[Web page code records]
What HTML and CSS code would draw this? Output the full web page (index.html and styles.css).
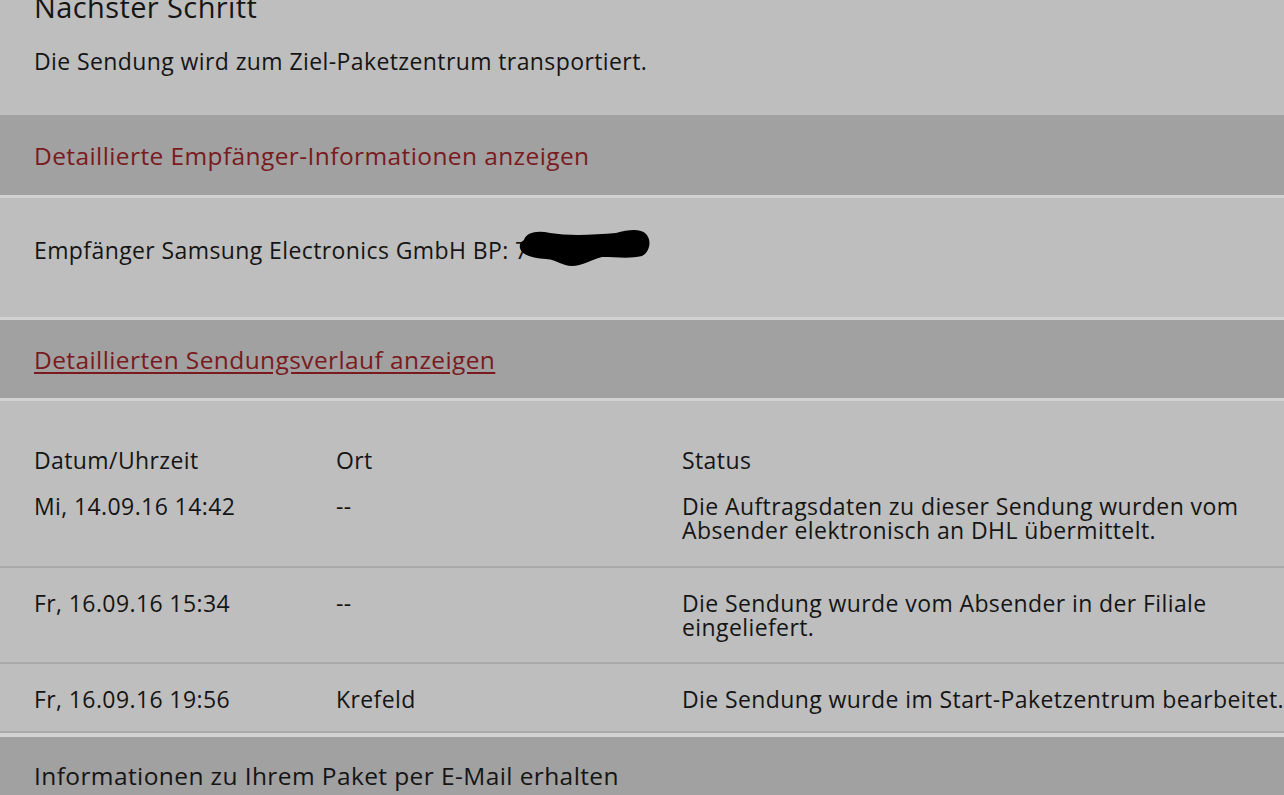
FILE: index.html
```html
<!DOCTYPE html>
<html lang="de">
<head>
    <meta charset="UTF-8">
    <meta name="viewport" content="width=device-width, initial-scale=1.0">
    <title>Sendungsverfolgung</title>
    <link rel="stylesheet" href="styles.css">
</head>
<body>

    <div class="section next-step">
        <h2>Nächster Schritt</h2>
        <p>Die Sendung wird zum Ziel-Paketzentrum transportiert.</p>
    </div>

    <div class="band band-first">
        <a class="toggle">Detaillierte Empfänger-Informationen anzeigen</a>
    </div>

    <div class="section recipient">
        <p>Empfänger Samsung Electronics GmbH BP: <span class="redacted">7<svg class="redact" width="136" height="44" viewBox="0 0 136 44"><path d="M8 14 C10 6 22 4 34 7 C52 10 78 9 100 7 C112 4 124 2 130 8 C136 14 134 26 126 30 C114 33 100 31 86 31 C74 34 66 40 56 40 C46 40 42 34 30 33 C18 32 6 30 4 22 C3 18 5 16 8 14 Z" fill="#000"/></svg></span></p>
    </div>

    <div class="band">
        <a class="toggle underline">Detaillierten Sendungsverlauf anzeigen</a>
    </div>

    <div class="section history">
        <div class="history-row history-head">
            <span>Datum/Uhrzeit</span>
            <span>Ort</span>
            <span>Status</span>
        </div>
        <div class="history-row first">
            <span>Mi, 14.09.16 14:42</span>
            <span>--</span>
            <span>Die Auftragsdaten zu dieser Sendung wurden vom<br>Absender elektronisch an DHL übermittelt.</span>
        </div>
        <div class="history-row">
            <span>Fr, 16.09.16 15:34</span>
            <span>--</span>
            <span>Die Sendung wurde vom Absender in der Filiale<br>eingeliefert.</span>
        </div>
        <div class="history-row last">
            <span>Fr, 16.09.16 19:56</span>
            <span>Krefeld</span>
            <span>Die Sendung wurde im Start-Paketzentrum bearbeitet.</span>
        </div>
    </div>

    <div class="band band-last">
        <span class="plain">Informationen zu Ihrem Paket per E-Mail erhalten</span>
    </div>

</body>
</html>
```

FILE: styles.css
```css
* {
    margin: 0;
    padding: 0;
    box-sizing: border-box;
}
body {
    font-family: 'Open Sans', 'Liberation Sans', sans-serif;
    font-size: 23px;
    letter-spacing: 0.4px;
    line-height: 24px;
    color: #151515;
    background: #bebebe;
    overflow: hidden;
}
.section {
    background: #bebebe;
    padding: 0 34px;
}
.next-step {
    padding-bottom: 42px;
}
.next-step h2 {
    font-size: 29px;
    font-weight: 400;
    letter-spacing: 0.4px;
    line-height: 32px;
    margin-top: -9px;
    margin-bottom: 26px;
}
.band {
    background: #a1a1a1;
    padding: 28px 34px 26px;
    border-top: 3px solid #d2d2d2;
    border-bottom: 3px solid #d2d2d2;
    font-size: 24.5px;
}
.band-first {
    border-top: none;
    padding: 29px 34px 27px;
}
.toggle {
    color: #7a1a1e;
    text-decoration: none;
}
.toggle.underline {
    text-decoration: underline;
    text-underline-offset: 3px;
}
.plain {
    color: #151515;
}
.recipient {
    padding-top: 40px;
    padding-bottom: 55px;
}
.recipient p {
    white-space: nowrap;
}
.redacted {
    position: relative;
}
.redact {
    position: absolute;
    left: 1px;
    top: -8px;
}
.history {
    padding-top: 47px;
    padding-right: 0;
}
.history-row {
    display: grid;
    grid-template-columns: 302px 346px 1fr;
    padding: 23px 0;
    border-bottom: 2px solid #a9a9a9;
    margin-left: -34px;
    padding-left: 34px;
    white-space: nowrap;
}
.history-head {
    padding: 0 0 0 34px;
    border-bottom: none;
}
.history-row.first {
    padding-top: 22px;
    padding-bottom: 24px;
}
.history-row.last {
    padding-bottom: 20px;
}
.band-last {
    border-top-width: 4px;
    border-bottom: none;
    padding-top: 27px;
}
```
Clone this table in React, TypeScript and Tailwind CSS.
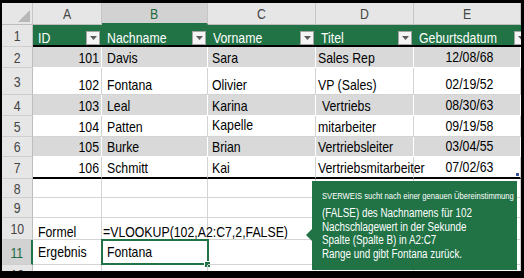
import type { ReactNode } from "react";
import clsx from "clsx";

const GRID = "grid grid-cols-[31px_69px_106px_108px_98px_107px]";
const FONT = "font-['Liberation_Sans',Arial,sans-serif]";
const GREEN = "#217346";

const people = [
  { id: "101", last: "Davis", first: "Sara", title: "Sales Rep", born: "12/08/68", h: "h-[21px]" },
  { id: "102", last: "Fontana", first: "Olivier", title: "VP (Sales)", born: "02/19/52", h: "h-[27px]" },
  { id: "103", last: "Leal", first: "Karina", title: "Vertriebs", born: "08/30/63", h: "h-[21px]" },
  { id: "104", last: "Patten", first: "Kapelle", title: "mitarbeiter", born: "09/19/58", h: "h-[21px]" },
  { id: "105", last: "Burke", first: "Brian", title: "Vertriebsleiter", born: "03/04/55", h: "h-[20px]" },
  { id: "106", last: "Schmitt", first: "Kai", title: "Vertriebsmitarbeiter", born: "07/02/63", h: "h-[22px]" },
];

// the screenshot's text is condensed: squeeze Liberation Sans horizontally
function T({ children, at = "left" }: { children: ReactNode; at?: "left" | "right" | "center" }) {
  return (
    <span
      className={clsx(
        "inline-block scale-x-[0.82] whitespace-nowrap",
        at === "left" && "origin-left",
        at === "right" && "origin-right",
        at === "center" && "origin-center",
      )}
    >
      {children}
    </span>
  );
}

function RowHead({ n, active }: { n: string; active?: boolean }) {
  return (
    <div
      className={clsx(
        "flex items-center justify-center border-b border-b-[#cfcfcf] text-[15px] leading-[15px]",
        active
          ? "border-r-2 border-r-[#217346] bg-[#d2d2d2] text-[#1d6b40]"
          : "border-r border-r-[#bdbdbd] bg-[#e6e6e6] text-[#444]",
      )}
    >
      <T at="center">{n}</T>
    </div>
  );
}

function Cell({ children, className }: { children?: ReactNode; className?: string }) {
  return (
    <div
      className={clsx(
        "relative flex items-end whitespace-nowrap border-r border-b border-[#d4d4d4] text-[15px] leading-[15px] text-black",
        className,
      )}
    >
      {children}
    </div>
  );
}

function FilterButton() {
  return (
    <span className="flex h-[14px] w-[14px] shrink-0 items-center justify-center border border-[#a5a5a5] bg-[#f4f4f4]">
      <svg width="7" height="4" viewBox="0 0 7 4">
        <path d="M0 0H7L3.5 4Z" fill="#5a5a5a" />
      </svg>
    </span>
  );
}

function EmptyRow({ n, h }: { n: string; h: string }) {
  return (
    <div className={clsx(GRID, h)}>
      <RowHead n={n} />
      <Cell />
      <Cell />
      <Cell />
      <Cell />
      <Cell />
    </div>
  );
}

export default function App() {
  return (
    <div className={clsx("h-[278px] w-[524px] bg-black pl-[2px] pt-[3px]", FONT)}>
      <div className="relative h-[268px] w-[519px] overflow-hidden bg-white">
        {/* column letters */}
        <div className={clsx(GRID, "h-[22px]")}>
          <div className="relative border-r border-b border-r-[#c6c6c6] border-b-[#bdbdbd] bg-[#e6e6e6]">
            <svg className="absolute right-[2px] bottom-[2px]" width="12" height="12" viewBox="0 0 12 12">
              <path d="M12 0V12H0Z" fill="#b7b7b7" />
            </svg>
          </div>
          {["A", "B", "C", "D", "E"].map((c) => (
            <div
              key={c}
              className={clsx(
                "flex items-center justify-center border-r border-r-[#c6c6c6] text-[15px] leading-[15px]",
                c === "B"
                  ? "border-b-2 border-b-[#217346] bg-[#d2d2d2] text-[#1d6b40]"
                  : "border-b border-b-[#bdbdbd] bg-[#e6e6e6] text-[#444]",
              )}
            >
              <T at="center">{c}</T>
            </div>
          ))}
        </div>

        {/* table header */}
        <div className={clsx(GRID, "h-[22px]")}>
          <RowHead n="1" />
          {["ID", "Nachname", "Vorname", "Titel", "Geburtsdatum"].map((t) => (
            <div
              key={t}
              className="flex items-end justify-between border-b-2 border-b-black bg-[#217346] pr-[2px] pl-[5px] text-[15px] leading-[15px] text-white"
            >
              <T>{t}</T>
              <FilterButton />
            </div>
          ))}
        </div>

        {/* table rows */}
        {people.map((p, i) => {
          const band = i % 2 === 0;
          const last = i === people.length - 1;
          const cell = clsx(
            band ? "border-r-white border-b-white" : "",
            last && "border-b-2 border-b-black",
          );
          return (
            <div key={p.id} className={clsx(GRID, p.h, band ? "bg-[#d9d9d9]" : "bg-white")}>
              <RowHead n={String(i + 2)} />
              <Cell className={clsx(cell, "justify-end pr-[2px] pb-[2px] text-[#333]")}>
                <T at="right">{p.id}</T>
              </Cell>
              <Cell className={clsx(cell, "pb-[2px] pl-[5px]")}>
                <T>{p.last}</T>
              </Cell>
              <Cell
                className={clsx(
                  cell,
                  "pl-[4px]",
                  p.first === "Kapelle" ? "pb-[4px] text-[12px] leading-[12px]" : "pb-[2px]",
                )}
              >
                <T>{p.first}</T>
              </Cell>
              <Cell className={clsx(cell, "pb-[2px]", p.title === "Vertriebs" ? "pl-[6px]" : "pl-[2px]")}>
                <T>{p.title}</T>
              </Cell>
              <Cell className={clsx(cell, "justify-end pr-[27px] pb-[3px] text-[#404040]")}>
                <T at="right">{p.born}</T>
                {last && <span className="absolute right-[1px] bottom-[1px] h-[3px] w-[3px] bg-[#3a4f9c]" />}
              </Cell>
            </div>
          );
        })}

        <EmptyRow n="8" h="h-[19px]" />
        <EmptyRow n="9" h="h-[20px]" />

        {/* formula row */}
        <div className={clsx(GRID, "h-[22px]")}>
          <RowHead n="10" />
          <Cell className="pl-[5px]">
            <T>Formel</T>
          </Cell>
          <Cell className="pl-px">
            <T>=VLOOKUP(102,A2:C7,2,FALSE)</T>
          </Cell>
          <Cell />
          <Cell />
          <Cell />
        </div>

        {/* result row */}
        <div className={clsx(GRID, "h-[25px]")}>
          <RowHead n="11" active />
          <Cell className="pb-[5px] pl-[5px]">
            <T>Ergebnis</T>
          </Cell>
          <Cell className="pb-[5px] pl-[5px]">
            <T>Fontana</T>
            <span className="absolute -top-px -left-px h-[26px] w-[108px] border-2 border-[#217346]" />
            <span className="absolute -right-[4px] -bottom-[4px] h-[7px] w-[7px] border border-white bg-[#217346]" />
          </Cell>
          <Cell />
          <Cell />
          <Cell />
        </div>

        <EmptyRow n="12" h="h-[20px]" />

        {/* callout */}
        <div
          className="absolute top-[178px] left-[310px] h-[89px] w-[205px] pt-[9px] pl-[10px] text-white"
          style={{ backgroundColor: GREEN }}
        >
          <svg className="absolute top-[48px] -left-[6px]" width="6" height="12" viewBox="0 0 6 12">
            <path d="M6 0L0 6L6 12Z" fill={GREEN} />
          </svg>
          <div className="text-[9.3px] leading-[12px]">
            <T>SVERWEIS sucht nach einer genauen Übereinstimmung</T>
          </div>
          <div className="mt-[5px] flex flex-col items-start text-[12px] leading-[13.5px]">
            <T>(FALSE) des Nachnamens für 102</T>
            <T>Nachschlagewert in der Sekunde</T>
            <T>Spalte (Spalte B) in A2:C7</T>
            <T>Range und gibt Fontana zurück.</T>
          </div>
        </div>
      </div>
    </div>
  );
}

Written exercise
Every line holding "this" should be copied out.

Written reply
What HTML and CSS code would draw this? Output the full web page (index.html and styles.css).
Clone this table in React, TypeScript and Tailwind CSS.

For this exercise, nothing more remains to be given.